Fernandez also was humbled by the praise from Ortiz, as well as recent praise from Hall of Famer Pedro Martinez, who recently tweeted, "Jose Fernandez is a special pitcher and human being and in every form you look at him you see BOSTON RED SOX."

"It’s an honor," Fernandez said. "It’s an honor for Pedro and people to say that."

"I think a lot of people notice and see when I pitch that I like to compete," Fernandez said. "I give my heart out there and I give everything that I have every time that I’m out. I love and respect this game, and I think wherever I’m going to be pitching, wherever I’m pitching for the rest of my career, I’ll be trying the hardest I can. I’ll be trying to do the best I can for my team to win."

With the Marlins very much in contention for a playoff spot this season, it’s unlikely they will trade Fernandez anywhere before the end of Ortiz’s career in October.

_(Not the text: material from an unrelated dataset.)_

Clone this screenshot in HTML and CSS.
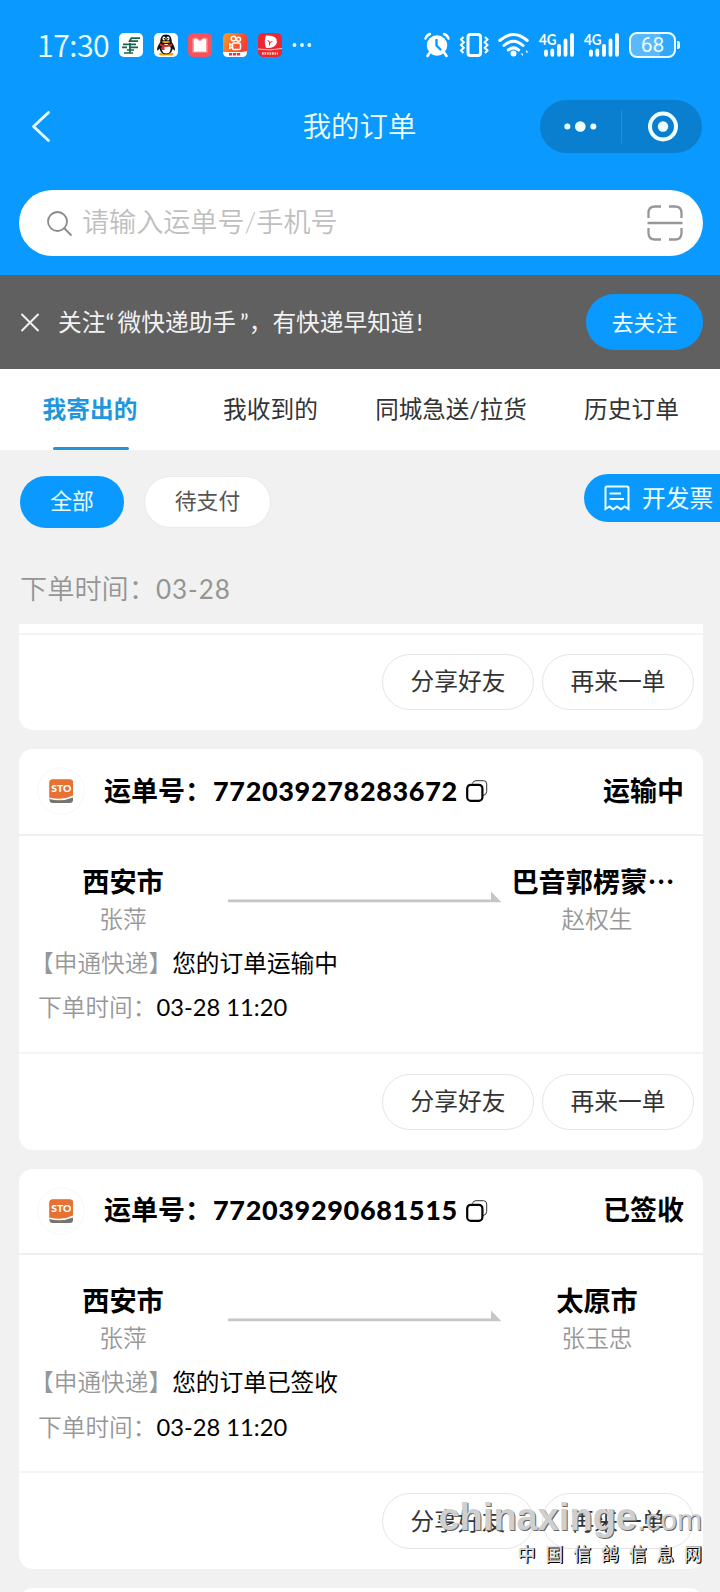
FILE: index.html
```html
<!DOCTYPE html>
<html lang="zh-CN">
<head>
<meta charset="utf-8">
<title>我的订单</title>
<link rel="stylesheet" href="styles.css">
</head>
<body>
<svg class="defs" width="0" height="0">
  <symbol id="copy" viewBox="0 0 22 24">
    <path d="M6.5 4.5Q7 1.7 10 1.7H17.5Q20.7 1.7 20.7 5V12.5Q20.7 16 17 16.5" fill="none" stroke="#333" stroke-width="1"/>
    <rect x="1.2" y="5.8" width="15.2" height="16" rx="3.6" fill="#fff" stroke="#000" stroke-width="2.2"/>
  </symbol>
  <symbol id="arrow" viewBox="0 0 273 12"><path d="M0 8.500H263V.5L273.500 11.200H0Z" fill="#c6c6c6"/></symbol>
</svg>

<div class="screen">
  <header class="top">
    <div class="status">
      <span class="clock">17:30</span>
      <div class="apps">
        <svg width="24" height="24" viewBox="0 0 24 24"><rect width="24" height="24" rx="5" fill="#fff"/><path d="M12 5.200H21M10 8.200H19M4 11.300H17M10 14.300H19M3 14.300H8M8 17H15M5 20H14M12.500 5L10 9M11 10V20" stroke="#17654a" stroke-width="1.700" fill="none"/></svg>
        <svg width="24" height="24" viewBox="0 0 24 24"><rect width="24" height="24" rx="5" fill="#fff"/><ellipse cx="9" cy="21" rx="4" ry="1.600" fill="#f6a500"/><ellipse cx="15.500" cy="21" rx="4" ry="1.600" fill="#f6a500"/><path d="M12 1.500C7.500 1.500 6.300 5 6.300 9C5 11 2.800 14 3 17.500Q4 18 5.500 15.500C6.500 20 9 21.200 12 21.200S18 20 18.800 15.500Q20 18 21 17.500C21.200 14 19 11 17.800 9C17.800 5 16.500 1.500 12 1.500Z" fill="#111"/><ellipse cx="12.200" cy="15.800" rx="4.500" ry="4.800" fill="#fff"/><ellipse cx="10" cy="5.600" rx="1.500" ry="2" fill="#fff"/><ellipse cx="14" cy="5.600" rx="1.500" ry="2" fill="#fff"/><circle cx="10.400" cy="5.800" r=".7"/><circle cx="13.700" cy="5.800" r=".7"/><ellipse cx="12" cy="9" rx="4" ry="1.100" fill="#f6a500"/><path d="M6 10.500Q12 13.500 18 10.500L18.300 12.500Q14 14.500 10.500 14V17H7.500V13L5.700 12.500Z" fill="#d22b2b"/></svg>
        <svg width="24" height="24" viewBox="0 0 24 24"><rect width="24" height="24" rx="5" fill="#f4525c"/><path d="M4.500 5.500L8 4.500L12 7L16 4.500L19.500 5.500V19.500H4.500Z" fill="#fb9a9c"/><path d="M6 6.500L8.500 5.800L12 8.500L15.500 5.800L18 6.500V18.500H6Z" fill="#fff"/></svg>
        <svg width="24" height="24" viewBox="0 0 24 24"><defs><linearGradient id="ks" x2="1" y2=".4"><stop stop-color="#fb9a24"/><stop offset="1" stop-color="#f63c35"/></linearGradient></defs><rect width="24" height="24" rx="5" fill="url(#ks)"/><path d="M0 19H19L24 18V19Q24 24 19 24H5Q0 24 0 19Z" fill="#fff"/><g fill="none" stroke="#fff" stroke-width="1.500"><circle cx="10.500" cy="5.600" r="2.300"/><circle cx="15.500" cy="6.200" r="2"/><rect x="9.500" y="10" width="8" height="6.500" rx="1.600"/><path d="M9.500 12L6.800 11V15.200L9.500 14.200"/></g><path d="M6 21.300H18" stroke="#e0333c" stroke-width="2.600" stroke-dasharray="3.200 .8"/></svg>
        <svg width="24" height="24" viewBox="0 0 24 24"><rect width="24" height="24" rx="5" fill="#ea2732"/><path d="M8 2.500Q20 2 19 9.500Q17 15.500 8 15Q5.500 8 8 2.500Z" fill="#fff"/><path d="M9.500 7.500Q11 7.500 11.800 10Q13 8.500 14.500 8.500M11.500 10V12.500" stroke="#ea2732" stroke-width="1.100" fill="none"/><path d="M0 16Q12 18 24 15.500" stroke="#ffd9cf" stroke-width=".9" fill="none"/><path d="M4 20.500H20" stroke="#ffd0b0" stroke-width="2.600" stroke-dasharray="1.700 .8"/></svg>
        <svg width="20" height="24" viewBox="0 0 20 24" fill="#e8ffff"><circle cx="2.500" cy="12" r="1.900"/><circle cx="10" cy="12" r="1.900"/><circle cx="17.300" cy="12" r="1.900"/></svg>
      </div>
      <div class="sys">
        <svg width="26" height="26" viewBox="0 0 26 26"><circle cx="13" cy="13.500" r="10.200" fill="#fff"/><path d="M1.500 6.500Q2.500 3.200 6 2M20 2Q23.500 3.200 24.500 6.500" stroke="#fff" stroke-width="2.400" fill="none" stroke-linecap="round"/><path d="M5.500 21L3.500 24M20.500 21L22.500 24" stroke="#fff" stroke-width="2.600" stroke-linecap="round"/><path d="M12.500 8V13.500L16.500 17.500" stroke="#0a9aff" stroke-width="2.400" fill="none" stroke-linecap="round"/></svg>
        <svg width="30" height="26" viewBox="0 0 30 26" fill="none" stroke="#fff"><rect x="9" y="2.500" width="12.500" height="21" rx="2.600" stroke-width="3"/><path d="M4.500 5L2 7.500L4.800 10.300L2 13L4.800 15.700L2 18.500L4.500 21M26 5L28.500 7.500L25.700 10.300L28.500 13L25.700 15.700L28.500 18.500L26 21" stroke-width="2"/></svg>
        <svg width="32" height="26" viewBox="0 0 32 26" fill="none" stroke="#fff" stroke-linecap="round"><path d="M1.800 8.500Q15.500-3.500 29.200 8.500M6 13.500Q15.500 5 25 13.500M10.300 18Q15.500 13.800 20.700 18" stroke-width="3"/><circle cx="15.500" cy="21.500" r="3" fill="#fff" stroke="none"/><path d="M25 18V24L22.500 21.500H25ZM28 24V18L30.500 20.500H28Z" fill="#fff" stroke="none"/></svg>
        <svg class="sig" width="36" height="26" viewBox="0 0 36 26"><path d="M7 19.500V22.800M13.300 18.500V22.800M20 14V22.800M26.500 8.500V22.800M33 2.800V22.800" stroke="#fff" stroke-width="3.800" stroke-linecap="round"/><text x="0" y="13.200" textLength="17.500" lengthAdjust="spacingAndGlyphs">4G</text></svg>
        <svg class="sig" width="36" height="26" viewBox="0 0 36 26"><path d="M7 19.500V22.800M13.300 18.500V22.800M20 14V22.800M26.500 8.500V22.800M33 2.800V22.800" stroke="#fff" stroke-width="3.800" stroke-linecap="round"/><text x="0" y="13.200" textLength="17.500" lengthAdjust="spacingAndGlyphs">4G</text></svg>
        <div class="battery">68</div>
      </div>
    </div>
    <div class="nav">
      <svg class="back" width="20" height="34" viewBox="0 0 20 34"><path d="M17.500 2.500L2.500 16.500L17.500 30.500" fill="none" stroke="#edffff" stroke-width="2.800" stroke-linecap="round" stroke-linejoin="round"/></svg>
      <h1>我的订单</h1>
      <div class="capsule">
        <svg width="162" height="53" viewBox="0 0 162 53"><g fill="#edffff"><circle cx="27.300" cy="26.500" r="3"/><circle cx="40.300" cy="26.500" r="5.300"/><circle cx="53.300" cy="26.500" r="3"/><circle cx="123" cy="26.500" r="5.200"/></g><path d="M81.500 10.500V43.500" stroke="#268ed8"/><circle cx="123" cy="26.500" r="13" fill="none" stroke="#edffff" stroke-width="4"/></svg>
      </div>
    </div>
    <div class="search">
      <svg width="28" height="28" viewBox="0 0 28 28" fill="none" stroke="#8a8a8a" stroke-width="1.800"><circle cx="11.500" cy="12.500" r="9.500"/><path d="M18 19L25.500 26.500"/></svg>
      <span>请输入运单号/手机号</span>
      <svg class="scan" width="36" height="36" viewBox="0 0 36 36" fill="none" stroke="#979797" stroke-width="2.300"><path d="M1.500 13V8Q1.500 1.500 8 1.500H14M22 1.500H28Q34.500 1.500 34.500 8V13M1.500 23V28Q1.500 34.500 8 34.500H14M22 34.500H28Q34.500 34.500 34.500 28V23M.5 18H35.500"/></svg>
    </div>
  </header>

  <div class="notice">
    <svg width="20" height="20" viewBox="0 0 20 20"><path d="M1.500 2L18.500 19M18.500 2L1.500 19" stroke="#f0f0f0" stroke-width="2"/></svg>
    <p>关注<i>“</i>微快递助手<i class="close">”</i>，有快递早知道<i class="bang">!</i></p>
    <button class="follow">去关注</button>
  </div>

  <nav class="tabs">
    <a class="tab on">我寄出的</a><a class="tab">我收到的</a><a class="tab wide">同城急送/拉货</a><a class="tab">历史订单</a>
  </nav>

  <div class="filters">
    <span class="pill on">全部</span>
    <span class="pill">待支付</span>
    <div class="invoice">
      <svg width="26" height="26" viewBox="0 0 26 26" fill="none" stroke="#edffff" stroke-width="2"><path d="M1.500 24V3Q1.500 1.500 3 1.500H23Q24.500 1.500 24.500 3V24L20.500 21.500L17 24.300L13 21.500L9 24.300L5.500 21.500L1.500 24Z"/><path d="M5.500 8.500H17M5.500 14H20"/></svg>
      <span>开发票</span>
    </div>
  </div>

  <div class="day">下单时间：<b>03-28</b></div>

  <main class="list">
    <section class="card cut">
      <div class="actions"><button>分享好友</button><button>再来一单</button></div>
    </section>

    <section class="card">
      <div class="head">
        <svg class="logo" width="48" height="48" viewBox="0 0 48 48">
          <circle cx="24" cy="24" r="23.300" fill="#fff" stroke="#f7f7f7"/>
          <rect x="12.500" y="12.500" width="23.500" height="23.500" rx="3.200" fill="#77736f"/>
          <path d="M12.500 31V15.500Q12.500 12.500 15.500 12.500H33Q36 12.500 36 15.500V29.500Q25 35 12.500 31Z" fill="#e87033"/>
          <path d="M12.500 30.500Q25 34 36 28.500V30.500Q25 35 12.500 32Z" fill="#fff"/>
          <text x="14.300" y="25.200" textLength="20" lengthAdjust="spacingAndGlyphs">STO</text>
        </svg>
        <span class="no">运单号：<b>772039278283672</b></span>
        <svg class="copy" width="22" height="24"><use href="#copy"/></svg>
        <span class="state">运输中</span>
      </div>
      <div class="body">
        <div class="route">
          <div class="end"><strong>西安市</strong><span>张萍</span></div>
          <svg class="line" width="273" height="12"><use href="#arrow"/></svg>
          <div class="end"><strong>巴音郭楞蒙<i>…</i></strong><span>赵权生</span></div>
        </div>
        <p class="trace"><em>【申通快递】</em>您的订单运输中</p>
        <p class="time"><em>下单时间：</em>03-28 11:20</p>
      </div>
      <div class="actions"><button>分享好友</button><button>再来一单</button></div>
    </section>

    <section class="card">
      <div class="head">
        <svg class="logo" width="48" height="48" viewBox="0 0 48 48">
          <circle cx="24" cy="24" r="23.300" fill="#fff" stroke="#f7f7f7"/>
          <rect x="12.500" y="12.500" width="23.500" height="23.500" rx="3.200" fill="#77736f"/>
          <path d="M12.500 31V15.500Q12.500 12.500 15.500 12.500H33Q36 12.500 36 15.500V29.500Q25 35 12.500 31Z" fill="#e87033"/>
          <path d="M12.500 30.500Q25 34 36 28.500V30.500Q25 35 12.500 32Z" fill="#fff"/>
          <text x="14.300" y="25.200" textLength="20" lengthAdjust="spacingAndGlyphs">STO</text>
        </svg>
        <span class="no">运单号：<b>772039290681515</b></span>
        <svg class="copy" width="22" height="24"><use href="#copy"/></svg>
        <span class="state">已签收</span>
      </div>
      <div class="body">
        <div class="route">
          <div class="end"><strong>西安市</strong><span>张萍</span></div>
          <svg class="line" width="273" height="12"><use href="#arrow"/></svg>
          <div class="end"><strong>太原市</strong><span>张玉忠</span></div>
        </div>
        <p class="trace"><em>【申通快递】</em>您的订单已签收</p>
        <p class="time"><em>下单时间：</em>03-28 11:20</p>
      </div>
      <div class="actions"><button>分享好友</button><button>再来一单</button></div>
    </section>

    <section class="card next"></section>
  </main>

  <div class="mark">
    <div class="site">chinaxinge<small>.com</small></div>
    <div class="name">中国信鸽信息网</div>
  </div>
</div>
</body>
</html>
```

FILE: styles.css
```css
* { box-sizing: border-box; margin: 0; padding: 0; }
body { background: #f1f1f1; }
.defs { position: absolute; }
svg { display: block; flex: none; }
button { border: 0; background: none; font: inherit; color: inherit; }
em, i { font-style: normal; }

.screen {
  position: relative;
  width: 720px;
  height: 1592px;
  overflow: hidden;
  font-family: Lato, "Noto Sans CJK SC", sans-serif;
  font-size: 23.7px;
  color: #333;
  white-space: nowrap;
}

/* blue header */
.top { height: 275px; background: #0a9aff; padding: 0 17px 0 19px; color: #edffff; }
.status { height: 90px; display: flex; align-items: center; padding: 0 26px 0 18px; }
.clock { width: 82px; padding-bottom: 2px; font: 350 30.300px/40px "Noto Sans CJK SC", sans-serif; letter-spacing: -.5px; }
.apps { display: flex; gap: 10.700px; }
.sys { display: flex; align-items: center; margin-left: auto; }
.sys svg + svg { margin-left: 9px; }
.sys svg.sig + svg.sig { margin-left: 9.500px; }
.sig { overflow: visible; }
.sig text { font: 700 15px Lato, sans-serif; fill: #fff; }
.battery {
  position: relative;
  width: 47px; height: 26px; margin: 0 1px 0 9px;
  border: 2px solid #edffff; border-radius: 8px;
  background: linear-gradient(90deg, #5ab8ff 68%, #2ea8ff 68%);
  font: 400 21px/23px Roboto, sans-serif; text-align: center;
}
.battery::after { content: ""; position: absolute; right: -6px; top: 7px; width: 3px; height: 8px; border-radius: 0 2px 2px 0; background: #edffff; }
.nav { height: 73px; display: grid; grid-template-columns: 1fr auto 1fr; align-items: center; padding-right: 1px; }
.back { margin-left: 12px; }
.nav h1 { font-size: 28.400px; font-weight: 350; line-height: 40px; margin: -1px 1px 0 -1px; }
.capsule { justify-self: end; width: 162px; height: 53px; border-radius: 27px; background: #0a7fd0; }
.search { width: 684px; height: 66px; margin-top: 27px; border-radius: 33px; background: #fff; display: flex; align-items: center; padding: 0 20px 0 27px; color: #bfbfbf; font-size: 27.100px; }
.search span { margin-left: 8px; line-height: 38px; padding-bottom: 2px; font-weight: 350; }
.search .scan { margin: -1px 0 0 auto; }

/* follow banner */
.notice { height: 94px; background: #606060; color: #f2f2f2; display: flex; align-items: center; padding: 0 17px 0 20px; }
.notice p { margin-left: 18px; padding-bottom: 3px; }
.notice i { letter-spacing: 3.500px; }
.notice .close { padding-left: 4px; letter-spacing: 0; }
.notice .bang { padding-left: 2px; }
.follow { margin-left: auto; width: 117px; height: 56px; padding-bottom: 2px; border-radius: 28px; background: #0a9aff; color: #edffff; font-size: 21.800px; }

/* tabs */
.tabs { height: 81px; background: #fff; display: grid; grid-template-columns: repeat(4, 180px); text-align: center; }
.tab { position: relative; line-height: 80px; padding-left: 1px; }
.tab.wide { font-size: 23.500px; padding-left: 2px; }
.tab:last-child { padding-left: 3px; }
.tab.on { color: #1f97dc; font-weight: 700; padding-left: 0; }
.tab.on::after { content: ""; position: absolute; left: 53px; bottom: 0; width: 76px; height: 3px; border-radius: 2px; background: #2494d4; }

/* filters */
.filters { height: 101px; display: flex; padding: 24px 0 0 20px; }
.pill { width: 104px; height: 52px; margin-top: 2px; border-radius: 26px; text-align: center; font-size: 21.800px; line-height: 49px; color: #555; }
.pill.on { background: #0a9aff; color: #edffff; }
.pill:not(.on) { width: 127px; margin-left: 20px; background: #fff; border: 1px solid #e9e9e9; line-height: 47px; }
.invoice { width: 136px; height: 48px; margin-left: auto; border-radius: 24px 0 0 24px; background: #0a9aff; color: #edffff; display: flex; align-items: center; padding-left: 20px; }
.invoice span { margin-left: 12px; padding-bottom: 2px; }

.day { height: 73px; padding-left: 20px; font-size: 27.200px; line-height: 76px; color: #959595; font-weight: 350; }
.day b { font-weight: 400; font-size: 26px; letter-spacing: 1px; }

/* orders */
.list { padding: 0 17px 0 19px; }
.card { height: 400.500px; margin-bottom: 19px; border-radius: 14px; background: #fff; }
.card.cut { height: 106px; padding-top: 8.500px; border-radius: 0 0 14px 14px; }
.card.cut .actions { padding-top: 19px; }
.card.next { margin: 0; }
.head { height: 84.500px; display: flex; align-items: center; padding: 0 19px 0 18px; color: #000; font-size: 27px; font-weight: 700; }
.logo text { font: 900 9.500px Lato, sans-serif; fill: #fff; }
.no { margin-left: 19px; padding-bottom: 4px; }
.no b { letter-spacing: .66px; margin-left: 1px; }
.copy { margin-left: 8px; }
.state { margin-left: auto; padding-bottom: 4px; }
.body { height: 218px; border-top: 2px solid #efefef; padding: 26px 17px 0 19px; color: #000; }
.route { display: flex; }
.end { width: 170px; display: flex; flex-direction: column; align-items: center; }
.end:last-child { margin-left: 1px; }
.end strong { height: 39px; font-size: 27.200px; line-height: 39px; }
.end strong i { font-family: "Noto Sans CJK SC", sans-serif; line-height: 1; padding-right: 8px; }
.end span { line-height: 36px; color: #979797; font-weight: 350; }
.line { margin: 29px 10px 0 20px; }
.trace, .time { line-height: 44.500px; }
.trace { margin-top: 4px; text-indent: -8px; }
.body em { color: #979797; font-weight: 350; }
.actions { height: 97.500px; border-top: 2px solid #f4f4f4; display: flex; justify-content: flex-end; gap: 8px; padding: 20px 9px 0 0; }
.actions button { width: 152px; height: 56px; padding-bottom: 3px; border: 1px solid #e4e4e4; border-radius: 28px; }

/* site watermark */
.mark { position: absolute; right: 18px; top: 1495px; text-align: right; color: #cfcfcf; }
.site { height: 44px; font: 700 38px/44px "Liberation Sans", sans-serif; text-shadow: 1px 1px 0 #666; }
.site small { font-size: 30px; font-weight: 400; }
.name { margin-right: -9.500px; font: 500 18px/28px "Noto Sans CJK SC", sans-serif; letter-spacing: 9.700px; color: #ddd; text-shadow: 1px 1px 0 #000, 1px 0 0 #000; }
```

Regardless, the two were able to share a few special moments in San Diego this week, culminating in Ortiz signing a jersey for Fernandez before the two faced off Tuesday night.

"It’s amazing," Fernandez said of facing Ortiz. "I was nervous. I mean I was, I couldn’t believe that I was actually pitching to him. The fact that he was looking at me, smiling, we both knew what was going on. I had been talking to him a little about it. It was just great. And he signed a jersey that I brought for him. Just beautiful."

"He came up to me the other day and told me, ‘Hey, I have one jersey that I want to have at my house. It’s yours,’" Ortiz said. "It’s something that made me really happy. Like I always say, whenever I can go out of my way to help someone in the game and let them know what is best for them, I will always take my time to do it."